_DIRECTION_
Transcribe the whole listing below without changing a word, but leave out every image.

>>

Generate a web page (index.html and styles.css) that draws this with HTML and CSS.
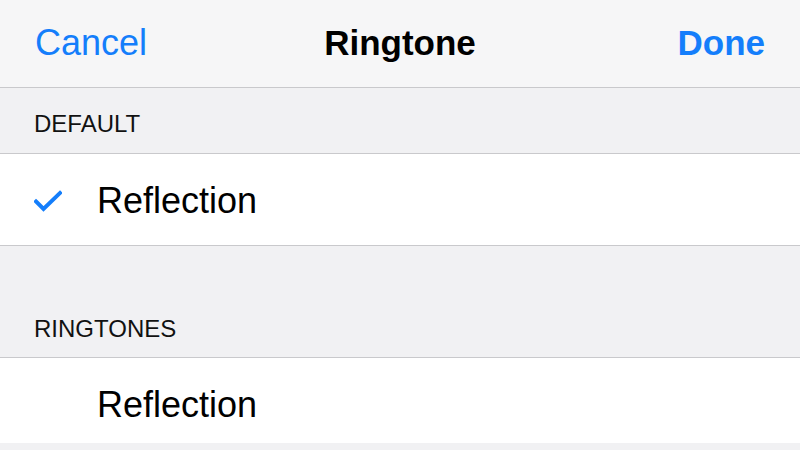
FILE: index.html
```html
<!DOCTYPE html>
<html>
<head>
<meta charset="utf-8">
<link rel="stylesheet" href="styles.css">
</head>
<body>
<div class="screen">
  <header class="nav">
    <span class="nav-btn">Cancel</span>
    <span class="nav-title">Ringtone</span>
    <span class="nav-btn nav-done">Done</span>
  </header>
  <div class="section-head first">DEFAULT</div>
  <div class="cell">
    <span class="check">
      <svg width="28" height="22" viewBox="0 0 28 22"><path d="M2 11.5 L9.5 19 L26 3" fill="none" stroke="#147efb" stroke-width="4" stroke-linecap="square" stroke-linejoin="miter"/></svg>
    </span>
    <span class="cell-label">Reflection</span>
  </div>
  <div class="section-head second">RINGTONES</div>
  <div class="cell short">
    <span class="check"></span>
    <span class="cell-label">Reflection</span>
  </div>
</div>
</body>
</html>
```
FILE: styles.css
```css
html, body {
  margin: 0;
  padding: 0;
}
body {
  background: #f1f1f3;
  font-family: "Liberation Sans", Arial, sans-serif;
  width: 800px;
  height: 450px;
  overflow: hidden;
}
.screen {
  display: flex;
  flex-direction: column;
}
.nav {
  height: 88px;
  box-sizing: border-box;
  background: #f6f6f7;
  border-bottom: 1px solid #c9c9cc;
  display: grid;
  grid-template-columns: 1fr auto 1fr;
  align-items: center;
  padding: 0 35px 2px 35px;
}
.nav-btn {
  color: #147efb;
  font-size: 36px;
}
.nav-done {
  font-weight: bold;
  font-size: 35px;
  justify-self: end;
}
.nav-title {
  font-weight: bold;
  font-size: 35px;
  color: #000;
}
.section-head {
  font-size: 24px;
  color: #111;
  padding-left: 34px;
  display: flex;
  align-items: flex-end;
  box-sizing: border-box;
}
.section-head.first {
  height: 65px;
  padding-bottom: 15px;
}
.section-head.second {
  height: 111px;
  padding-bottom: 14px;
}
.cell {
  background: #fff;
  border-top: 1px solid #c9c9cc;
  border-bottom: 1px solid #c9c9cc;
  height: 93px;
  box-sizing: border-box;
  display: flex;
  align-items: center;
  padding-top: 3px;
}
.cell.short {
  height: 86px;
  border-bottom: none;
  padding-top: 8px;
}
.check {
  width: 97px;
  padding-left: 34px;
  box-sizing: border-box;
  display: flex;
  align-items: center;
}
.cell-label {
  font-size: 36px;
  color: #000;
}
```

<<

_FINISHED EXERCISE_
Generate a web page (index.html and styles.css) that draws this with HTML and CSS.
FILE: index.html
```html
<!DOCTYPE html>
<html>
<head>
<meta charset="utf-8">
<link rel="stylesheet" href="styles.css">
</head>
<body>
<div class="screen">
  <header class="nav">
    <span class="nav-btn">Cancel</span>
    <span class="nav-title">Ringtone</span>
    <span class="nav-btn nav-done">Done</span>
  </header>
  <div class="section-head first">DEFAULT</div>
  <div class="cell">
    <span class="check">
      <svg width="28" height="22" viewBox="0 0 28 22"><path d="M2 11.5 L9.5 19 L26 3" fill="none" stroke="#147efb" stroke-width="4" stroke-linecap="square" stroke-linejoin="miter"/></svg>
    </span>
    <span class="cell-label">Reflection</span>
  </div>
  <div class="section-head second">RINGTONES</div>
  <div class="cell short">
    <span class="check"></span>
    <span class="cell-label">Reflection</span>
  </div>
</div>
</body>
</html>
```
FILE: styles.css
```css
html, body {
  margin: 0;
  padding: 0;
}
body {
  background: #f1f1f3;
  font-family: "Liberation Sans", Arial, sans-serif;
  width: 800px;
  height: 450px;
  overflow: hidden;
}
.screen {
  display: flex;
  flex-direction: column;
}
.nav {
  height: 88px;
  box-sizing: border-box;
  background: #f6f6f7;
  border-bottom: 1px solid #c9c9cc;
  display: grid;
  grid-template-columns: 1fr auto 1fr;
  align-items: center;
  padding: 0 35px 2px 35px;
}
.nav-btn {
  color: #147efb;
  font-size: 36px;
}
.nav-done {
  font-weight: bold;
  font-size: 35px;
  justify-self: end;
}
.nav-title {
  font-weight: bold;
  font-size: 35px;
  color: #000;
}
.section-head {
  font-size: 24px;
  color: #111;
  padding-left: 34px;
  display: flex;
  align-items: flex-end;
  box-sizing: border-box;
}
.section-head.first {
  height: 65px;
  padding-bottom: 15px;
}
.section-head.second {
  height: 111px;
  padding-bottom: 14px;
}
.cell {
  background: #fff;
  border-top: 1px solid #c9c9cc;
  border-bottom: 1px solid #c9c9cc;
  height: 93px;
  box-sizing: border-box;
  display: flex;
  align-items: center;
  padding-top: 3px;
}
.cell.short {
  height: 86px;
  border-bottom: none;
  padding-top: 8px;
}
.check {
  width: 97px;
  padding-left: 34px;
  box-sizing: border-box;
  display: flex;
  align-items: center;
}
.cell-label {
  font-size: 36px;
  color: #000;
}
```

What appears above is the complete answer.